You are the God who works wonders;
you have displayed your might among the peoples.
(Psalm 77:10-14)

 Communities of faith tell stories of how God has been faithful in the past and done wonders we cannot easily dismiss. We tell biblical stories and personal stories and cultural stories and say: This is who God is for us! So maybe, after we have done the hard work of grief, and we have let anger keep us focused long enough, maybe we can find comfort and look to God to change this awful life we are living. 

One thing is clear from the biblical story: Our hope is in God alone, not in human power, institutions, or politics. But that clarity and focus on God empowers us to participate in God’s healing and restoration of this world to one of life and love. We participate in institutions and politics and confront human power because of who God is for us and for this world: A God of love, compassion, and justice.  

The psalmist remembers God’s past deeds even when it was not obvious that God was active in them. Consider this ending of the psalm and how it speaks of God’s great act of liberation of God’s people in the Exodus:

Your way was through the sea, your path, through the mighty waters;
yet your footprints were unseen.
You led your people like a flock by the hand of Moses and Aaron.
(Psalm 77:19-20)

by Jim Janknegt

The entire Exodus was an act of God’s love and liberation, but even in crossing the parted sea on dry ground, God’s “footprints were unseen.” It was a profound act of faith to see God in the Exodus working through Moses and Aaron.

Perhaps we can summon up such profound faith even today.
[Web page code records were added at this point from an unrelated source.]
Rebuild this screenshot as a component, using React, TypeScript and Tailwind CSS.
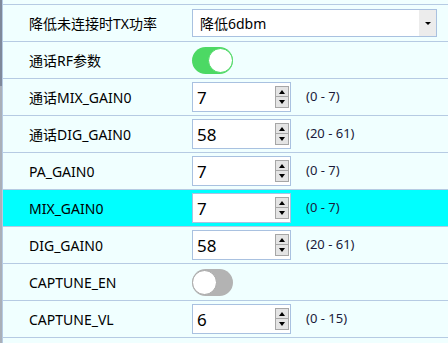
import React from 'react'

type Row =
  | { kind: 'select'; label: string; value: string }
  | { kind: 'toggle'; label: string; on: boolean }
  | { kind: 'spin'; label: string; value: string; range: string; active?: boolean }

const rows: Row[] = [
  { kind: 'select', label: '降低未连接时TX功率', value: '降低6dbm' },
  { kind: 'toggle', label: '通话RF参数', on: true },
  { kind: 'spin', label: '通话MIX_GAIN0', value: '7', range: '(0 - 7)' },
  { kind: 'spin', label: '通话DIG_GAIN0', value: '58', range: '(20 - 61)' },
  { kind: 'spin', label: 'PA_GAIN0', value: '7', range: '(0 - 7)' },
  { kind: 'spin', label: 'MIX_GAIN0', value: '7', range: '(0 - 7)', active: true },
  { kind: 'spin', label: 'DIG_GAIN0', value: '58', range: '(20 - 61)' },
  { kind: 'toggle', label: 'CAPTUNE_EN', on: false },
  { kind: 'spin', label: 'CAPTUNE_VL', value: '6', range: '(0 - 15)' },
]

function Toggle({ on }: { on: boolean }) {
  return (
    <div
      className={
        on
          ? 'flex h-[27px] w-[41px] items-center justify-end rounded-full bg-[#4cd964]'
          : 'flex h-[27px] w-[41px] items-center justify-start rounded-full bg-[#b3b3b3]'
      }
    >
      <div
        className={
          on
            ? 'h-[25px] w-[25px] rounded-full border border-[#4cd964] bg-white'
            : 'h-[25px] w-[25px] rounded-full border border-[#a8a8a8] bg-white'
        }
      />
    </div>
  )
}

function Spinner({ value }: { value: string }) {
  return (
    <div className="flex h-[30px] w-[99px] items-center border border-[#a9c1e0] bg-white pl-[4px] pr-px">
      <span className="flex-1 text-[17px] leading-none text-black">{value}</span>
      <div className="flex flex-col">
        <div className="flex h-[11px] w-[14px] items-center justify-center border border-[#a6a6a6] bg-[#e4e4e4]">
          <div className="h-0 w-0 border-x-[3px] border-b-[4px] border-x-transparent border-b-black" />
        </div>
        <div className="-mt-px flex h-[12px] w-[14px] items-center justify-center border border-[#a6a6a6] bg-[#e4e4e4]">
          <div className="h-0 w-0 border-x-[3px] border-t-[4px] border-x-transparent border-t-black" />
        </div>
      </div>
    </div>
  )
}

function Select({ value }: { value: string }) {
  return (
    <div className="flex h-[28px] w-[245px] items-center border border-[#a9c1e0] bg-white pl-[7px]">
      <span className="flex-1 text-[14px] text-black">{value}</span>
      <div className="flex h-full w-[17px] items-center justify-center bg-[#ececec]">
        <div className="h-0 w-0 border-x-[3px] border-t-[3px] border-x-transparent border-t-black" />
      </div>
    </div>
  )
}

export default function App() {
  return (
    <div
      className="flex h-[343px] w-[448px] overflow-hidden bg-[#f0ffff]"
      style={{ fontFamily: '"Noto Sans", "Noto Sans CJK SC", sans-serif' }}
    >
      <div className="flex w-[2px] flex-col">
        <div className="h-[86px] bg-[#7f899b]" />
        <div className="flex-1 bg-[#aab0b9]" />
      </div>
      <div className="flex flex-1 flex-col border-l border-[#b6cbe3]">
        <div className="h-[4px]" />
        {rows.map((row, i) => (
          <div
            key={i}
            className={
              row.kind === 'spin' && row.active
                ? 'flex h-[37px] items-center border-t border-[#b6cbe3] bg-[#00ffff]'
                : 'flex h-[37px] items-center border-t border-[#b6cbe3]'
            }
          >
            <div className="w-[189px] pl-[26px] text-[14px] text-black">{row.label}</div>
            {row.kind === 'select' && <Select value={row.value} />}
            {row.kind === 'toggle' && <Toggle on={row.on} />}
            {row.kind === 'spin' && (
              <>
                <Spinner value={row.value} />
                <span className="ml-[15px] text-[13px] text-[#1a1a3a]">{row.range}</span>
              </>
            )}
          </div>
        ))}
        <div className="flex-1 border-t border-[#b6cbe3]" />
      </div>
    </div>
  )
}
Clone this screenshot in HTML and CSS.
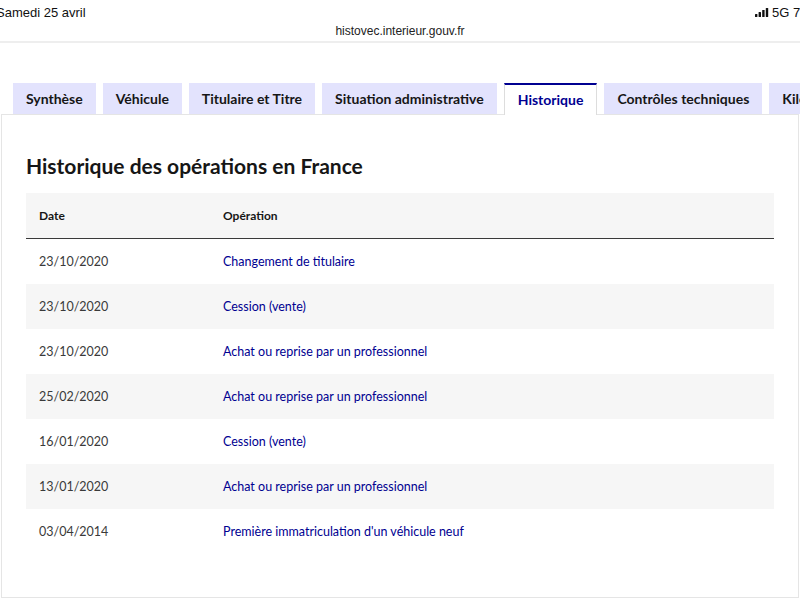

Perhaps we can see God’s footprints as God walks with us through this liminal moment as we cross to the other side and find safety and true freedom. Who is working to get us to the other side that we can see as God’s agents of change? How can we participate in this moment as the body of Christ suffering with and for our broken world until healing and resurrection come?

I don’t have all the answers by any means. But I trust that sitting in our grief and pain long enough, not being comforted too quickly, and turning to God as our hope, can lead us to answers and new hope.